1. For this question you will need the files from the website named
   a. HalfHourSolarRadiation2017.xlsx
   b. HalfHourSolarRadiation2018.xlsx
   c. PowerSpectrumGeneric.xlsm
   d. SolarTemplate.xlsm

   The tasks for this question are listed below.

   1. Take the solar radiation data from File a, and copy it into File c, and run the power spectrum tool to find out which frequencies are important.
   2. Use File c to find the Fourier series model for the seasonality.

      Info

      Note that the Template is designed for hourly data. You will have to make some adjustments to use it for half hourly data plus change the relevant frequencies if necessary.

   3. Take the difference between the data and the Fourier model - the residuals - and take them to Minitab and find the best ARMA(p,q) model.
   4. Use the ARMA model to forecast one step ahead for the residuals and add that to the Fourier series model to get the full one step ahead forecast.
   5. Use the error metrics defined below to evaluate the model.
   6. Use the models you have developed for 2017 to see how they perform for the 2018 data, the out of sample data. Comment on the differences in the error metrics.

   The Normalised Mean Bias Error (NMBE) is defined by taking the difference between the data $y_i$ and thee model $\hat{y}_i$ for all $i$ and dividing by the number of data values. To normalise it, we divide by the mean of the data.

   Tips

   Note that for solar radiation, we only do the calculation for solar elevation greater than or equal to 10 degrees. That is why I included the elevation data.

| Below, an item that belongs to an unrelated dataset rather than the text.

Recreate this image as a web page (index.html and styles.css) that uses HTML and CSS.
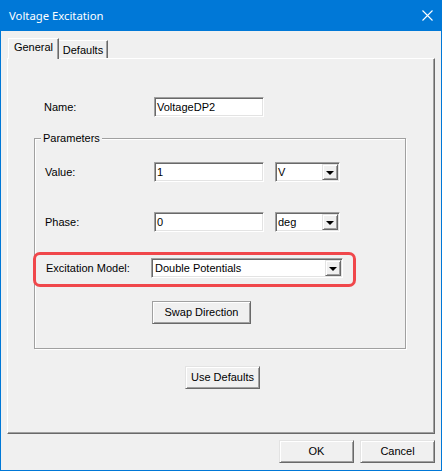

   $$NMBE=\frac{\sum_{i=1}^{n}y_i-\hat{y}_i}{n\bar{y}}$$

   We also define the Normalised Mean Absolute Error (NMAE)

   $$NMAE=\frac{\sum_{i=1}^{n}|y_i-\hat{y}_i|}{n\bar{y}}$$

Question 2 (10 marks)

2. For this question you will need the files
   a. SolarFarm.xlsx
   b. PowerSpectrumGeneric.xlsm
   c. SolarTemplate.xlsm

   In File a is solar farm output in MegaWatts(MW) for every five minutes for a year.

   1. You are to use the power spectrum to decide on the necessary frequencies, and
   2. then alter the File c to find the Fourier series model.
   3. Then calculate the residuals and find their ARMA model.
   4. Then calculate the one step ahead forecast and evaluate the error metrics for all values of output greater than zero.

Question 3 (10 marks)

The file on the website SnowtownWindFarm.xlsx has a one year of half hour output from a wind farm in South Australia.

1. Use the power spectrum file from above to show that there is no significant seasonality in the data.
2. You are now to Compare the best AR(p) model with the best ARMA(p,q) model that you can find. Use the error metrics for your comparison.
3. Is there a difference in the number of parameters to estimate in the two models? If so, is it worth it to use the one with extra parameters?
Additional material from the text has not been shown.